On November 12th, Summer Zervos, a former “Celebrity Apprentice” contestant, settled her defamation suit against Donald Trump.
Zervos sued Trump just days before he took office in 2016, after he called her a liar when she accused him of sexually assaulting her in 2007.
For the majority of Trump’s term in office, the lawsuit was stalled by a debate over whether the Supremacy Clause of the Constitution barred state courts from interfering with a sitting president’s official duties. Trump tried in March 2019 to have the case dismissed on this basis, but an intermediate court, the First Judicial Department, rejected his argument, citing the Supreme Court decision Clinton v.
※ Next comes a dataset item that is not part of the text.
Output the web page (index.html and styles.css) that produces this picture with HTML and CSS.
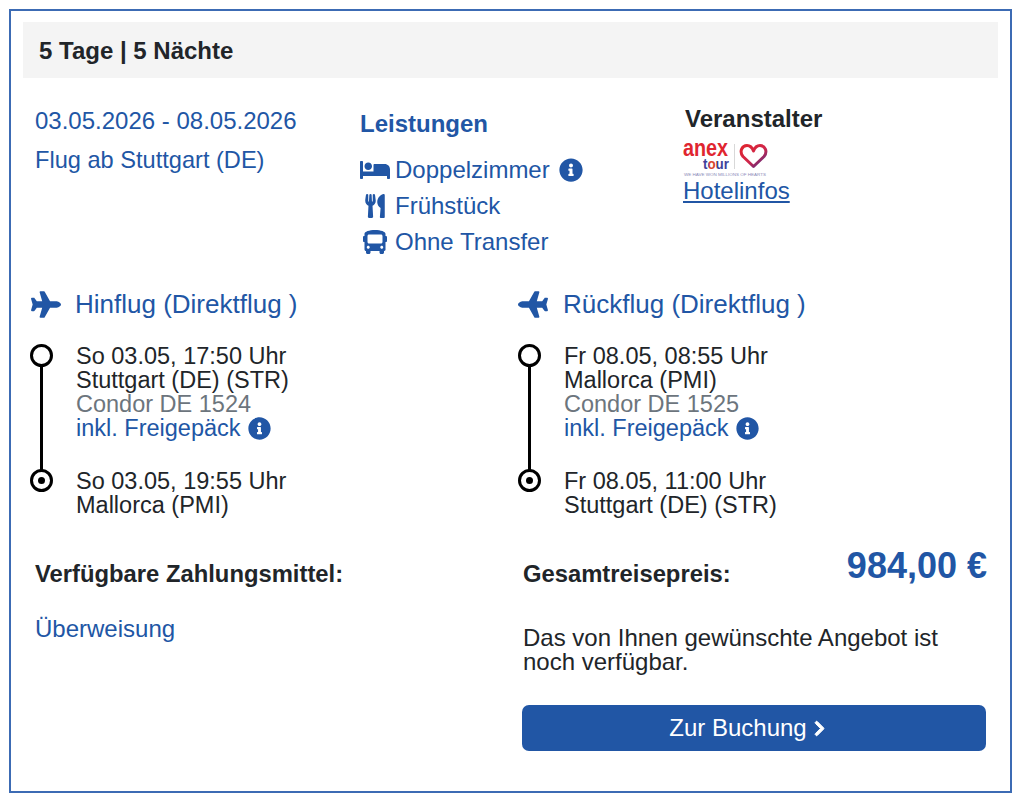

Jones (1997) that established that a sitting president could be sued in state courts over matters unrelated to their official duties.
The settlement comes a month before Zervos and Trump were set to undergo testimony under oath, and could have been in response to Trump’s attorney’s statement last month that she intended to bring counterclaims against Zervos under New York’s new anti-SLAPP law.
Anti-SLAPP laws (Strategic Lawsuits Against Public Participation) are intended to prevent people from using courts, or potential threats of a lawsuit, to intimidate people who are exercising their First Amendment rights.
Zervos’ attorney told Courthouse News that she still “stands by the allegations in her complaint and has accepted no compensation.”